Странно и нетипично, даже "старики" не обзывали меня салагой. Отпахивались на мне по-другому. Солдатики просили сочинять письма заочницам, труд благодарный, но ох какой тяжкий! Отсутствие в 18--21 год возможности любить по-настоящему заменялось эрзац-любовью.

Офицеры "толкали" бензин немцам за полцены, ломали в казармах деревянные полы, чтобы упаковать пианино и отправить его на Родину. Все это была малая, но спекуляция. Это потом она перерастет в большую, из-за любопытства к которой погибнет Дмитрий Холодов.

Но готовы ли были мы тогда к какой-то войне? Нет, даже к малой, хотя в Германию гнали самую лучшую технику. Я был радистом командира полка на современнейшем БТРе. Из пяти радиостанций у меня работало только три, остальные еще до моего прихода в армию были отправлены на починку куда-то в дивизию (я так и не увидел их никогда). И случись что, мой командир полка не имел бы связи с авиацией, многоканальной связи, позволяющей уйти от глушения. На полковой сети связи, где я нес дежурство через день, стояли трофейные аккумуляторы, способные без подзарядки проработать только полчаса. Без электросети они были ноль, а сеть наверняка бы вырубилась в первые же часы войны.

В ночь на 13 августа 1961 года нас подняли по тревоге, выдали боевой комплект оружия. Мы поняли: это не учение, это война.

Моя машина с командирскими рациями, как и было положено, уходила из расположения последней.

Да, кругом была война. Полк не мог толком выйти в район сосредоточения. Перевернулось несколько БТРов, один врезался в дуб. Стоны, плач, мат командиров.

По-другому и быть не могло. У нас только что сменили командира полка, которого все звали Батей. Не по традиции, а из уважения к его военной хватке и за справедливость. Мне легко было быть у него радистом. Я про многое ему смел рассказывать...

Он угрюмо молчал. Потом говорил, не стесняясь водилы: "Что я могу поделать? Мы опять не готовы к войне... Начальство -- сволочь, ворует у собственных солдат. У страны своей нищей ворует. Кому нужна такая огромная армия, состоящая из людского мяса? За такую, как у тебя, радиостанцию я бы и проектировщиков, и исполнителей давно бы посадил. А они премии получают. Случись война, потеряй я связь, сколько пацанов зазря погибнет! Все сверху талдычат о реформе, а где она? Понатыкали опять комиссаров руки командирам вязать и бездельничать".
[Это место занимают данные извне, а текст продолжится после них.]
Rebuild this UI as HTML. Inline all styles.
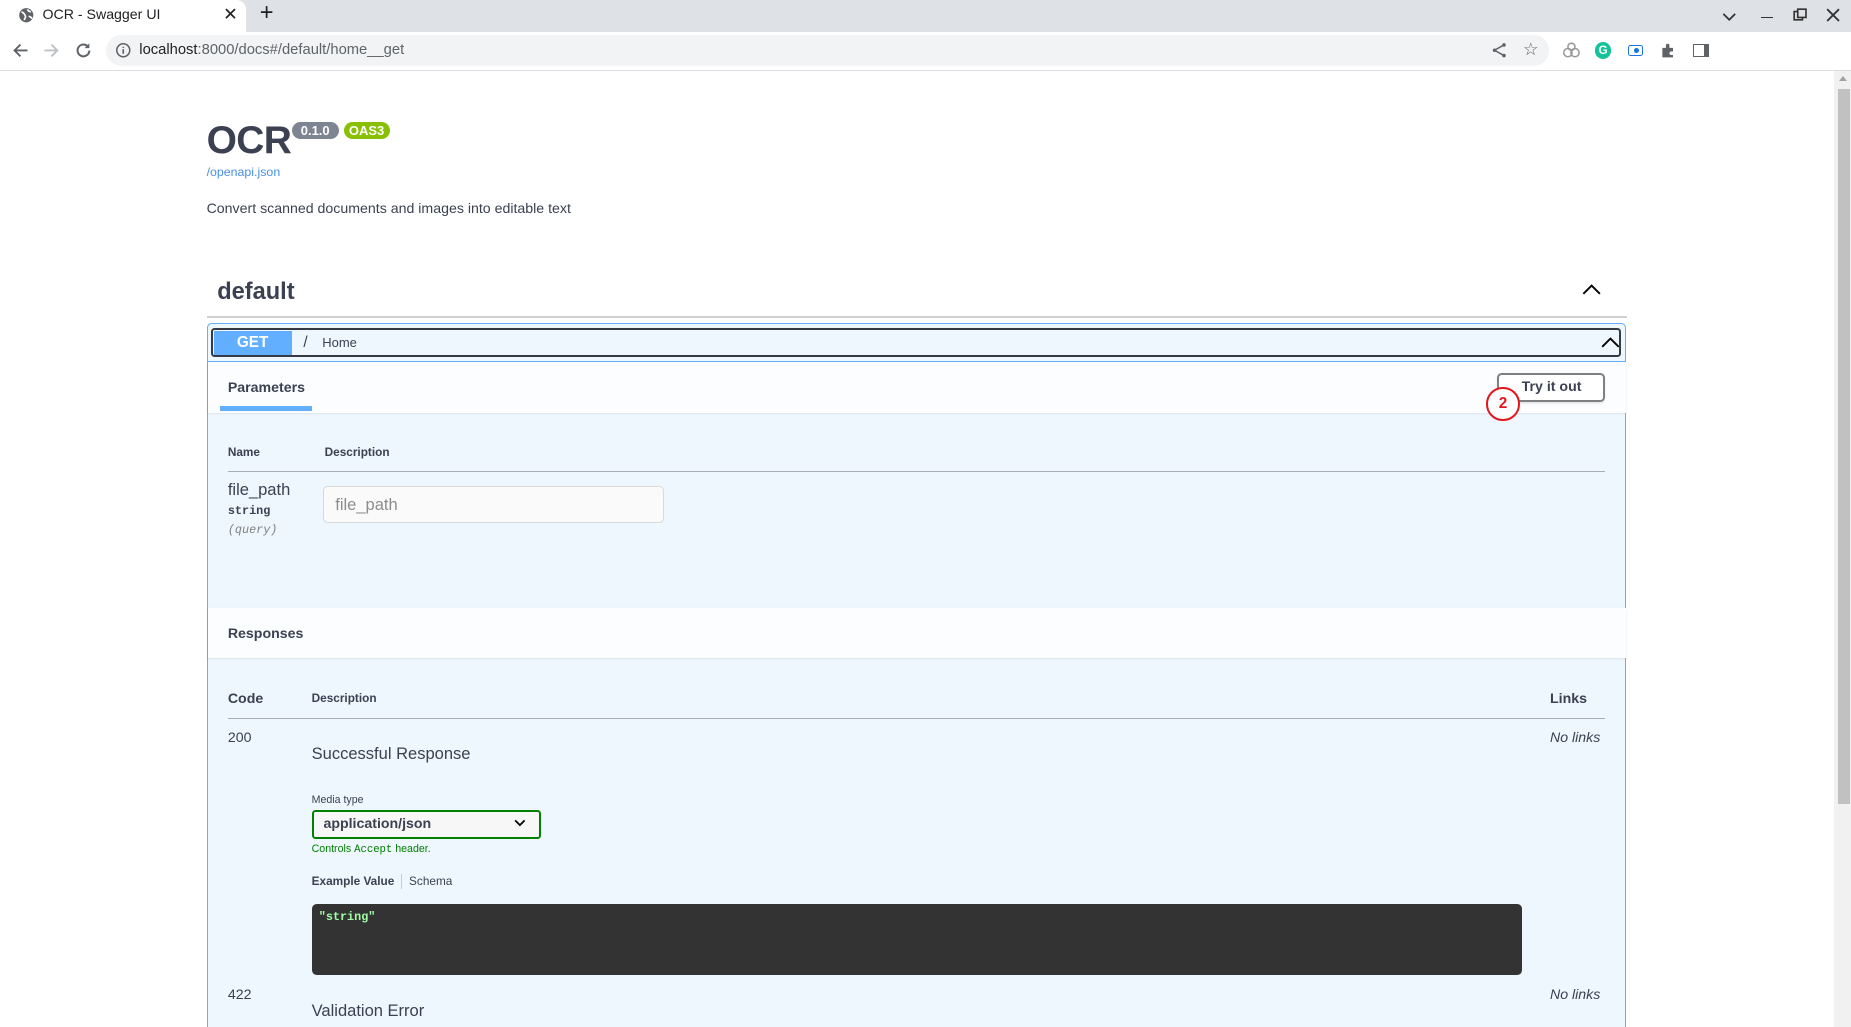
<!DOCTYPE html>
<html><head><meta charset="utf-8"><style>
html,body{margin:0;padding:0;background:#fff;overflow:hidden}
body{zoom:1.1805;width:1568px;height:870px;position:relative;font-family:"Liberation Sans",sans-serif;color:#3b4151}
.a{position:absolute;white-space:nowrap}
.mono{font-family:"Liberation Mono",monospace}
</style></head><body>
<!-- tab bar -->
<div class="a" style="left:0;top:0;width:1568px;height:27px;background:#dee1e6"></div>
<div class="a" style="left:0;top:0;width:208px;height:27px;background:#fff;border-radius:0 8px 0 0"></div>
<svg class="a" style="left:15px;top:6px" width="14" height="14" viewBox="0 0 14 14"><circle cx="7" cy="7" r="6" fill="#5f6368"/><path d="M3 4q2 1 3 3t-1 4M8 2q1 2 3 2M9 8q2 0 3 2" stroke="#fff" stroke-width="1.4" fill="none"/></svg>
<div class="a" style="left:36px;top:6px;font-size:12px;color:#202124">OCR - Swagger UI</div>
<div class="a" style="left:189px;top:3px;font-size:15px;color:#202124">✕</div>
<div class="a" style="left:220px;top:0px;font-size:20px;color:#202124">+</div>
<svg class="a" style="left:1458px;top:7px" width="14" height="14"><path d="M2 5l5 5 5-5" stroke="#333" stroke-width="1.5" fill="none"/></svg>
<div class="a" style="left:1492px;top:14px;width:10px;height:1.5px;background:#333"></div>
<svg class="a" style="left:1519px;top:7px" width="12" height="12"><rect x="1" y="3" width="7" height="7" fill="none" stroke="#333" stroke-width="1.4"/><rect x="4" y="1" width="7" height="7" fill="#dee1e6" stroke="#333" stroke-width="1.4"/></svg>
<svg class="a" style="left:1547px;top:7px" width="12" height="12"><path d="M1 1l10 10M11 1L1 11" stroke="#333" stroke-width="1.6"/></svg>
<!-- toolbar -->
<div class="a" style="left:0;top:27px;width:1568px;height:32px;background:#fff;border-bottom:1px solid #dadce0"></div>
<svg class="a" style="left:9px;top:35px" width="16" height="16"><path d="M14 8H3M8 3L3 8l5 5" stroke="#5f6368" stroke-width="1.6" fill="none"/></svg>
<svg class="a" style="left:36px;top:35px" width="16" height="16"><path d="M2 8h11M8 3l5 5-5 5" stroke="#bdc1c6" stroke-width="1.6" fill="none"/></svg>
<svg class="a" style="left:63px;top:35px" width="16" height="16"><path d="M13 8a5 5 0 1 1-1.5-3.6" stroke="#5f6368" stroke-width="1.7" fill="none"/><path d="M13 2v4h-4z" fill="#5f6368"/></svg>
<div class="a" style="left:90px;top:30px;width:1222px;height:26px;background:#f1f3f4;border-radius:13px"></div>
<svg class="a" style="left:97px;top:36px" width="14" height="14"><circle cx="7" cy="7" r="5.5" stroke="#5f6368" stroke-width="1.3" fill="none"/><path d="M7 6v4M7 4v1" stroke="#5f6368" stroke-width="1.4"/></svg>
<div class="a" style="left:118px;top:36px;font-size:12.5px;color:#5f6368"><span style="color:#202124">localhost</span>:8000/docs#/default/home__get</div>
<svg class="a" style="left:1263px;top:36px" width="14" height="14"><circle cx="11" cy="2.5" r="1.5" fill="#5f6368"/><circle cx="11" cy="11.5" r="1.5" fill="#5f6368"/><circle cx="3" cy="7" r="1.5" fill="#5f6368"/><path d="M11 2.5L3 7l8 4.5" stroke="#5f6368" stroke-width="1.3" fill="none"/></svg>
<div class="a" style="left:1290px;top:33px;font-size:15px;color:#5f6368">☆</div>
<svg class="a" style="left:1323px;top:36px" width="16" height="14"><circle cx="5" cy="9" r="3.5" stroke="#999" fill="none" stroke-width="1.3"/><circle cx="11" cy="9" r="3.5" stroke="#999" fill="none" stroke-width="1.3"/><circle cx="8" cy="4" r="3" stroke="#999" fill="none" stroke-width="1.3"/></svg>
<div class="a" style="left:1351px;top:36px;width:14px;height:14px;border-radius:50%;background:#15c39a;color:#fff;font-size:10px;font-weight:bold;text-align:center;line-height:14px">G</div>
<div class="a" style="left:1379px;top:38px;width:11px;height:8px;border:1.5px solid #1a73e8;border-radius:2px"></div>
<div class="a" style="left:1384px;top:41px;width:4px;height:4px;border-radius:50%;background:#1a73e8"></div>
<svg class="a" style="left:1406px;top:36px" width="14" height="14"><path d="M2 5h3V3a1.5 1.5 0 0 1 3 0v2h3v3h-1.5a1.5 1.5 0 0 0 0 3H11v2H2z" fill="#5f6368"/></svg>
<div class="a" style="left:1434px;top:37px;width:9px;height:10px;border:1.6px solid #5f6368;border-right:5px solid #5f6368"></div>
<!-- scrollbar -->
<div class="a" style="left:1554px;top:60px;width:14px;height:810px;background:#f1f1f1"></div>
<div class="a" style="left:1557px;top:75px;width:10px;height:606px;background:#c1c1c1"></div>
<div class="a" style="left:1558px;top:64px;width:0;height:0;border-left:4px solid transparent;border-right:4px solid transparent;border-bottom:5px solid #a3a3a3"></div>
<!-- header -->
<div class="a" style="left:175px;top:101px;font-size:33px;font-weight:bold;color:#3b4151;letter-spacing:-0.5px">OCR</div>
<div class="a" style="left:247px;top:103px;width:40px;height:15px;border-radius:8px;background:#7d8492;color:#fff;font-size:11px;font-weight:bold;text-align:center;line-height:15px">0.1.0</div>
<div class="a" style="left:291px;top:103px;width:39px;height:15px;border-radius:8px;background:#89bf04;color:#fff;font-size:11px;font-weight:bold;text-align:center;line-height:15px">OAS3</div>
<div class="a" style="left:175px;top:140px;font-size:10.5px;color:#4990e2">/openapi.json</div>
<div class="a" style="left:175px;top:170px;font-size:12px">Convert scanned documents and images into editable text</div>
<div class="a" style="left:184px;top:236px;font-size:20px;font-weight:bold">default</div>
<svg class="a" style="left:1339px;top:239px" width="18" height="12"><path d="M2 10l7-7 7 7" stroke="#000" stroke-width="1.6" fill="none"/></svg>
<div class="a" style="left:175px;top:268px;width:1203px;height:1px;background:#cfd1d5"></div>
<!-- opblock -->
<div class="a" style="left:175px;top:274px;width:1201px;height:600px;border:1px solid #61affe;border-radius:4px;background:#eef6fe"></div>
<div class="a" style="left:179px;top:278px;width:1191px;height:21px;border:2px solid #353a45;border-radius:3px"></div>
<div class="a" style="left:181px;top:280px;width:66px;height:21px;background:#61affe;color:#fff;font-size:13px;font-weight:bold;text-align:center;line-height:21px">GET</div>
<div class="a" style="left:257px;top:283px;font-size:13px">/</div>
<div class="a" style="left:273px;top:284px;font-size:11px">Home</div>
<svg class="a" style="left:1356px;top:284px" width="16" height="12"><path d="M1 10l7-7 7 7" stroke="#000" stroke-width="1.6" fill="none"/></svg>
<div class="a" style="left:176px;top:306px;width:1201px;height:1px;background:#61affe"></div>
<div class="a" style="left:176px;top:307px;width:1201px;height:43px;background:#fbfdff;box-shadow:0 1px 2px rgba(0,0,0,.1)"></div>
<div class="a" style="left:193px;top:322px;font-size:12px;font-weight:bold">Parameters</div>
<div class="a" style="left:186px;top:344px;width:78px;height:4px;background:#61affe"></div>
<div class="a" style="left:1268px;top:316px;width:88px;height:21px;border:2px solid #808080;border-radius:4px;background:#fff;box-shadow:0 1px 2px rgba(0,0,0,.1)"></div>
<div class="a" style="left:1289px;top:321px;font-size:12px;font-weight:bold">Try it out</div>
<div class="a" style="left:1259px;top:328px;width:25px;height:25px;border:2px solid #e3161c;border-radius:50%;background:#fff;color:#e3161c;font-size:13px;font-weight:bold;text-align:center;line-height:25px">2</div>
<div class="a" style="left:193px;top:377px;font-size:10px;font-weight:bold">Name</div>
<div class="a" style="left:275px;top:377px;font-size:10px;font-weight:bold">Description</div>
<div class="a" style="left:193px;top:399px;width:1167px;height:1px;background:#a9adb6"></div>
<div class="a" style="left:193px;top:407px;font-size:14px">file_path</div>
<div class="a mono" style="left:193px;top:427px;font-size:10px;font-weight:bold">string</div>
<div class="a mono" style="left:193px;top:443px;font-size:10px;font-style:italic;color:#808080">(query)</div>
<div class="a" style="left:274px;top:412px;width:287px;height:29px;border:1px solid #d9d9d9;border-radius:4px;background:#fafafa"></div>
<div class="a" style="left:284px;top:419px;font-size:14px;color:#8d8d8d">file_path</div>
<div class="a" style="left:176px;top:515px;width:1201px;height:42px;background:#fbfdff;box-shadow:0 1px 2px rgba(0,0,0,.1)"></div>
<div class="a" style="left:193px;top:530px;font-size:12px;font-weight:bold">Responses</div>
<div class="a" style="left:193px;top:585px;font-size:12px;font-weight:bold">Code</div>
<div class="a" style="left:264px;top:585px;font-size:10px;font-weight:bold">Description</div>
<div class="a" style="left:1313px;top:585px;font-size:12px;font-weight:bold">Links</div>
<div class="a" style="left:193px;top:608px;width:1167px;height:1px;background:#a9adb6"></div>
<div class="a" style="left:193px;top:618px;font-size:12px">200</div>
<div class="a" style="left:264px;top:630px;font-size:14px">Successful Response</div>
<div class="a" style="left:1313px;top:618px;font-size:12px;font-style:italic">No links</div>
<div class="a" style="left:264px;top:673px;font-size:9px">Media type</div>
<div class="a" style="left:264px;top:686px;width:191px;height:21px;border:2px solid #008000;border-radius:3px;background:#f7f7f7"></div>
<div class="a" style="left:274px;top:691px;font-size:12px;font-weight:bold">application/json</div>
<svg class="a" style="left:435px;top:693px" width="10" height="8"><path d="M1 2l4 4 4-4" stroke="#000" stroke-width="1.5" fill="none"/></svg>
<div class="a" style="left:264px;top:714px;font-size:9px;color:#008000">Controls <span class="mono">Accept</span> header.</div>
<div class="a" style="left:264px;top:740px;font-size:10px"><b>Example Value</b> <span style="display:inline-block;width:1px;height:12px;background:#ccc;vertical-align:middle;margin:0 3px"></span> Schema</div>
<div class="a" style="left:264px;top:766px;width:1025px;height:60px;background:#333;border-radius:4px"></div>
<div class="a mono" style="left:270px;top:771px;font-size:10px;font-weight:bold;color:#a2fca2">"string"</div>
<div class="a" style="left:193px;top:836px;font-size:12px">422</div>
<div class="a" style="left:264px;top:848px;font-size:14px">Validation Error</div>
<div class="a" style="left:1313px;top:836px;font-size:12px;font-style:italic">No links</div>
</body></html>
На каком-то политзанятии я от скуки от бормотежа замполита подполковника Бурыкина накатал незатейливую басенку: "Осла спокон веков считали дураком, но вот однажды выбрали в партком. Потом повыше, а потом, за дружеской беседой у корыта, назначили на должность замполита. Сначала шло без ругани, без драки, осел строчил ненужные бумаги, но по-ослиному он больше не кричал, лишь холодно презрительно молчал. Ведь поговорки старой не сотрешь: молчи, осел, -- за умного сойдешь. И т.д. Написал я это, не подумавши, на промокашке, и пустил по рядам. Бумажка не вернулась, а переписывалась и ходила по полку. Грозило это мне невесть чем... Но ни один стукачик о басне Бурыкину не донес. А ведь дошла бумажка и до жен офицеров, они и мужьям ее зачитывали, но никто не выдал. Батя тогда, как бы вскользь, сказал мне: "Ты поосторожней с политикой иль про газетку забыл?"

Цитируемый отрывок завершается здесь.